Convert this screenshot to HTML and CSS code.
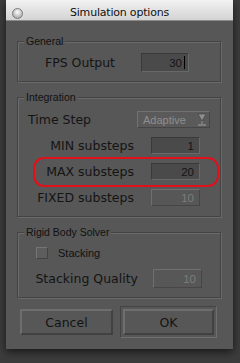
FILE: index.html
```html
<!DOCTYPE html>
<html lang="en">

<head>
    <meta charset="UTF-8">
    <meta name="viewport" content="width=device-width, initial-scale=1.0">
    <title>Simulation options</title>
    <link rel="stylesheet" href="styles.css">
</head>

<body>

    <div class="window">
        <!-- Title bar -->
        <div class="titlebar">
            <span class="close-btn"></span>
            <span class="title">Simulation options</span>
        </div>

        <div class="content">
            <fieldset class="group general">
                <legend>General</legend>
                <div class="row fps-row">
                    <label>FPS Output</label>
                    <span class="field-wrap">
                        <input type="text" class="field big" value="30" readonly>
                        <span class="caret"></span>
                    </span>
                </div>
            </fieldset>

            <fieldset class="group integration">
                <legend>Integration</legend>
                <div class="row step-row">
                    <label>Time Step</label>
                    <div class="dropdown">
                        <span>Adaptive</span>
                        <svg width="10" height="15" viewBox="0 0 10 15">
                            <path d="M1 2 H9 L5 9 Z" fill="#8e8e8e" stroke="#3e3e3e" stroke-width="0.6"/>
                            <path d="M5 9 V12" stroke="#8e8e8e" stroke-width="1.2"/>
                            <path d="M1 13 H9" stroke="#8e8e8e" stroke-width="1.4"/>
                        </svg>
                    </div>
                </div>
                <div class="row sub-row">
                    <label>MIN substeps</label>
                    <input type="text" class="field" value="1" readonly>
                </div>
                <div class="row sub-row marked">
                    <label>MAX substeps</label>
                    <input type="text" class="field" value="20" readonly>
                </div>
                <div class="row sub-row">
                    <label>FIXED substeps</label>
                    <input type="text" class="field disabled" value="10" disabled>
                </div>
            </fieldset>

            <fieldset class="group rigid">
                <legend>Rigid Body Solver</legend>
                <div class="row check-row">
                    <input type="checkbox" class="check" id="stacking">
                    <label for="stacking">Stacking</label>
                </div>
                <div class="row quality-row">
                    <label>Stacking Quality</label>
                    <input type="text" class="field big disabled" value="10" disabled>
                </div>
            </fieldset>

            <div class="buttons">
                <button class="btn cancel-btn">Cancel</button>
                <span class="default-frame">
                    <button class="btn ok-btn">OK</button>
                </span>
            </div>
        </div>
    </div>

</body>

</html>
```

FILE: styles.css
```css
body {
    margin: 0;
    height: 363px;
    background-color: #3c3c3c;
    font-family: "DejaVu Sans", Verdana, sans-serif;
    color: #141414;
    overflow: hidden;
}

.window {
    width: 227px;
    margin-left: 6px;
    background-color: #575757;
    box-shadow: 0 3px 8px rgba(0, 0, 0, 0.6);
}

/* Title bar */
.titlebar {
    position: relative;
    height: 21px;
    display: flex;
    align-items: center;
    justify-content: center;
    background: linear-gradient(#f2f2f2, #d3d3d3);
    border-bottom: 1px solid #8a8a8a;
    box-sizing: border-box;
}

.close-btn {
    position: absolute;
    left: 6px;
    top: 8px;
    width: 11px;
    height: 11px;
    border-radius: 50%;
    border: 1px solid #7b7b7b;
    box-sizing: border-box;
    background: radial-gradient(circle at 50% 35%, #ffffff, #c4c4c4 55%, #9a9a9a);
}

.title {
    font-size: 11px;
    letter-spacing: -0.2px;
    color: #111;
    margin-top: 4px;
}

.content {
    padding: 14px 12px 11px 11px;
}

/* Groups */
.group {
    margin: 0;
    padding: 0;
    min-width: 0;
    border: 1px solid #444444;
    box-shadow: inset 1px 1px 0 #6a6a6a, 1px 1px 0 #6a6a6a;
}

    .group legend {
        margin-left: 6px;
        padding: 0 2px;
        background-color: #575757;
        font-family: "Liberation Sans", Arial, sans-serif;
        font-size: 10.5px;
        line-height: 12px;
        color: #111111;
    }

.general {
    padding: 6px 0 9px 0;
}

.integration {
    margin-top: 9px;
    padding: 8px 0 10px 0;
}

.rigid {
    margin-top: 9px;
    padding: 8px 0 9px 0;
}

.row {
    display: flex;
    align-items: center;
    font-size: 12.5px;
    color: #141414;
}

    .row label {
        flex: none;
    }

.fps-row label {
    width: 97px;
    text-align: right;
    margin-right: 26px;
}

.step-row {
    height: 17px;
    padding: 0 10px;
    justify-content: space-between;
}

.sub-row {
    height: 17px;
    margin-top: 9px;
}

    .sub-row label {
        width: 116px;
        text-align: right;
        margin-right: 17px;
    }

.quality-row {
    height: 19px;
    margin-top: 9px;
}

    .quality-row label {
        width: 120px;
        text-align: right;
        margin-right: 15px;
    }

.check-row {
    height: 14px;
    padding-left: 18px;
}

    .check-row label {
        font-family: "Liberation Sans", Arial, sans-serif;
        font-size: 11px;
        margin-left: 10px;
        color: #111111;
    }

/* Fields */
.field {
    width: 49px;
    height: 17px;
    box-sizing: border-box;
    margin: 0;
    padding: 0 5px 0 0;
    text-align: right;
    font-family: "Liberation Sans", Arial, sans-serif;
    font-size: 11.5px;
    color: #141414;
    background-color: #4a4a4a;
    border: 1px solid;
    border-color: #3a3a3a #686868 #686868 #3a3a3a;
    outline: none;
}

    .field.big {
        height: 19px;
    }

    .field.disabled {
        color: #7c7c7c;
        background-color: #575757;
        border-color: #6f6f6f #464646 #464646 #6f6f6f;
    }

.fps-row .field {
    width: 48px;
    padding-right: 6px;
}

.field-wrap {
    position: relative;
    display: flex;
}

.caret {
    position: absolute;
    right: 4px;
    top: 3px;
    width: 1px;
    height: 13px;
    background-color: #000;
}

.dropdown {
    width: 73px;
    height: 17px;
    box-sizing: border-box;
    display: flex;
    align-items: center;
    justify-content: space-between;
    padding: 0 2px 0 5px;
    background-color: #5a5a5a;
    border: 1px solid;
    border-color: #717171 #454545 #454545 #717171;
    color: #8e8e8e;
    font-family: "Liberation Sans", Arial, sans-serif;
    font-size: 11px;
}

    .dropdown svg {
        display: block;
    }

/* Highlighted row */
.marked {
    position: relative;
}

    .marked::after {
        content: "";
        position: absolute;
        left: 15px;
        right: 1px;
        top: -6px;
        bottom: -7px;
        border: 2px solid #e3101a;
        border-radius: 11px;
    }

.check {
    appearance: none;
    -webkit-appearance: none;
    margin: 0;
    width: 12px;
    height: 12px;
    background-color: #5d5d5d;
    border: 1px solid;
    border-color: #747474 #424242 #424242 #747474;
}

/* Buttons */
.buttons {
    display: flex;
    align-items: center;
    margin-top: 8px;
    padding: 0 1px 0 3px;
    gap: 7px;
}

.btn {
    height: 26px;
    box-sizing: border-box;
    background-color: #575757;
    border: 2px solid;
    border-color: #6e6e6e #414141 #414141 #6e6e6e;
    font-family: "DejaVu Sans", Verdana, sans-serif;
    font-size: 12.5px;
    color: #141414;
    padding: 0;
    cursor: pointer;
}

.cancel-btn {
    width: 93px;
}

.default-frame {
    display: flex;
    padding: 2px;
    border: 1px solid;
    border-color: #434343 #6e6e6e #6e6e6e #434343;
}

.ok-btn {
    width: 91px;
}
```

• **Objective**: Reproduce each line exactly as it appears, omitting the pictures.

• **Response**:
Convert this screenshot to HTML and CSS code.
FILE: index.html
```html
<!DOCTYPE html>
<html lang="en">

<head>
    <meta charset="UTF-8">
    <meta name="viewport" content="width=device-width, initial-scale=1.0">
    <title>Simulation options</title>
    <link rel="stylesheet" href="styles.css">
</head>

<body>

    <div class="window">
        <!-- Title bar -->
        <div class="titlebar">
            <span class="close-btn"></span>
            <span class="title">Simulation options</span>
        </div>

        <div class="content">
            <fieldset class="group general">
                <legend>General</legend>
                <div class="row fps-row">
                    <label>FPS Output</label>
                    <span class="field-wrap">
                        <input type="text" class="field big" value="30" readonly>
                        <span class="caret"></span>
                    </span>
                </div>
            </fieldset>

            <fieldset class="group integration">
                <legend>Integration</legend>
                <div class="row step-row">
                    <label>Time Step</label>
                    <div class="dropdown">
                        <span>Adaptive</span>
                        <svg width="10" height="15" viewBox="0 0 10 15">
                            <path d="M1 2 H9 L5 9 Z" fill="#8e8e8e" stroke="#3e3e3e" stroke-width="0.6"/>
                            <path d="M5 9 V12" stroke="#8e8e8e" stroke-width="1.2"/>
                            <path d="M1 13 H9" stroke="#8e8e8e" stroke-width="1.4"/>
                        </svg>
                    </div>
                </div>
                <div class="row sub-row">
                    <label>MIN substeps</label>
                    <input type="text" class="field" value="1" readonly>
                </div>
                <div class="row sub-row marked">
                    <label>MAX substeps</label>
                    <input type="text" class="field" value="20" readonly>
                </div>
                <div class="row sub-row">
                    <label>FIXED substeps</label>
                    <input type="text" class="field disabled" value="10" disabled>
                </div>
            </fieldset>

            <fieldset class="group rigid">
                <legend>Rigid Body Solver</legend>
                <div class="row check-row">
                    <input type="checkbox" class="check" id="stacking">
                    <label for="stacking">Stacking</label>
                </div>
                <div class="row quality-row">
                    <label>Stacking Quality</label>
                    <input type="text" class="field big disabled" value="10" disabled>
                </div>
            </fieldset>

            <div class="buttons">
                <button class="btn cancel-btn">Cancel</button>
                <span class="default-frame">
                    <button class="btn ok-btn">OK</button>
                </span>
            </div>
        </div>
    </div>

</body>

</html>
```

FILE: styles.css
```css
body {
    margin: 0;
    height: 363px;
    background-color: #3c3c3c;
    font-family: "DejaVu Sans", Verdana, sans-serif;
    color: #141414;
    overflow: hidden;
}

.window {
    width: 227px;
    margin-left: 6px;
    background-color: #575757;
    box-shadow: 0 3px 8px rgba(0, 0, 0, 0.6);
}

/* Title bar */
.titlebar {
    position: relative;
    height: 21px;
    display: flex;
    align-items: center;
    justify-content: center;
    background: linear-gradient(#f2f2f2, #d3d3d3);
    border-bottom: 1px solid #8a8a8a;
    box-sizing: border-box;
}

.close-btn {
    position: absolute;
    left: 6px;
    top: 8px;
    width: 11px;
    height: 11px;
    border-radius: 50%;
    border: 1px solid #7b7b7b;
    box-sizing: border-box;
    background: radial-gradient(circle at 50% 35%, #ffffff, #c4c4c4 55%, #9a9a9a);
}

.title {
    font-size: 11px;
    letter-spacing: -0.2px;
    color: #111;
    margin-top: 4px;
}

.content {
    padding: 14px 12px 11px 11px;
}

/* Groups */
.group {
    margin: 0;
    padding: 0;
    min-width: 0;
    border: 1px solid #444444;
    box-shadow: inset 1px 1px 0 #6a6a6a, 1px 1px 0 #6a6a6a;
}

    .group legend {
        margin-left: 6px;
        padding: 0 2px;
        background-color: #575757;
        font-family: "Liberation Sans", Arial, sans-serif;
        font-size: 10.5px;
        line-height: 12px;
        color: #111111;
    }

.general {
    padding: 6px 0 9px 0;
}

.integration {
    margin-top: 9px;
    padding: 8px 0 10px 0;
}

.rigid {
    margin-top: 9px;
    padding: 8px 0 9px 0;
}

.row {
    display: flex;
    align-items: center;
    font-size: 12.5px;
    color: #141414;
}

    .row label {
        flex: none;
    }

.fps-row label {
    width: 97px;
    text-align: right;
    margin-right: 26px;
}

.step-row {
    height: 17px;
    padding: 0 10px;
    justify-content: space-between;
}

.sub-row {
    height: 17px;
    margin-top: 9px;
}

    .sub-row label {
        width: 116px;
        text-align: right;
        margin-right: 17px;
    }

.quality-row {
    height: 19px;
    margin-top: 9px;
}

    .quality-row label {
        width: 120px;
        text-align: right;
        margin-right: 15px;
    }

.check-row {
    height: 14px;
    padding-left: 18px;
}

    .check-row label {
        font-family: "Liberation Sans", Arial, sans-serif;
        font-size: 11px;
        margin-left: 10px;
        color: #111111;
    }

/* Fields */
.field {
    width: 49px;
    height: 17px;
    box-sizing: border-box;
    margin: 0;
    padding: 0 5px 0 0;
    text-align: right;
    font-family: "Liberation Sans", Arial, sans-serif;
    font-size: 11.5px;
    color: #141414;
    background-color: #4a4a4a;
    border: 1px solid;
    border-color: #3a3a3a #686868 #686868 #3a3a3a;
    outline: none;
}

    .field.big {
        height: 19px;
    }

    .field.disabled {
        color: #7c7c7c;
        background-color: #575757;
        border-color: #6f6f6f #464646 #464646 #6f6f6f;
    }

.fps-row .field {
    width: 48px;
    padding-right: 6px;
}

.field-wrap {
    position: relative;
    display: flex;
}

.caret {
    position: absolute;
    right: 4px;
    top: 3px;
    width: 1px;
    height: 13px;
    background-color: #000;
}

.dropdown {
    width: 73px;
    height: 17px;
    box-sizing: border-box;
    display: flex;
    align-items: center;
    justify-content: space-between;
    padding: 0 2px 0 5px;
    background-color: #5a5a5a;
    border: 1px solid;
    border-color: #717171 #454545 #454545 #717171;
    color: #8e8e8e;
    font-family: "Liberation Sans", Arial, sans-serif;
    font-size: 11px;
}

    .dropdown svg {
        display: block;
    }

/* Highlighted row */
.marked {
    position: relative;
}

    .marked::after {
        content: "";
        position: absolute;
        left: 15px;
        right: 1px;
        top: -6px;
        bottom: -7px;
        border: 2px solid #e3101a;
        border-radius: 11px;
    }

.check {
    appearance: none;
    -webkit-appearance: none;
    margin: 0;
    width: 12px;
    height: 12px;
    background-color: #5d5d5d;
    border: 1px solid;
    border-color: #747474 #424242 #424242 #747474;
}

/* Buttons */
.buttons {
    display: flex;
    align-items: center;
    margin-top: 8px;
    padding: 0 1px 0 3px;
    gap: 7px;
}

.btn {
    height: 26px;
    box-sizing: border-box;
    background-color: #575757;
    border: 2px solid;
    border-color: #6e6e6e #414141 #414141 #6e6e6e;
    font-family: "DejaVu Sans", Verdana, sans-serif;
    font-size: 12.5px;
    color: #141414;
    padding: 0;
    cursor: pointer;
}

.cancel-btn {
    width: 93px;
}

.default-frame {
    display: flex;
    padding: 2px;
    border: 1px solid;
    border-color: #434343 #6e6e6e #6e6e6e #434343;
}

.ok-btn {
    width: 91px;
}
```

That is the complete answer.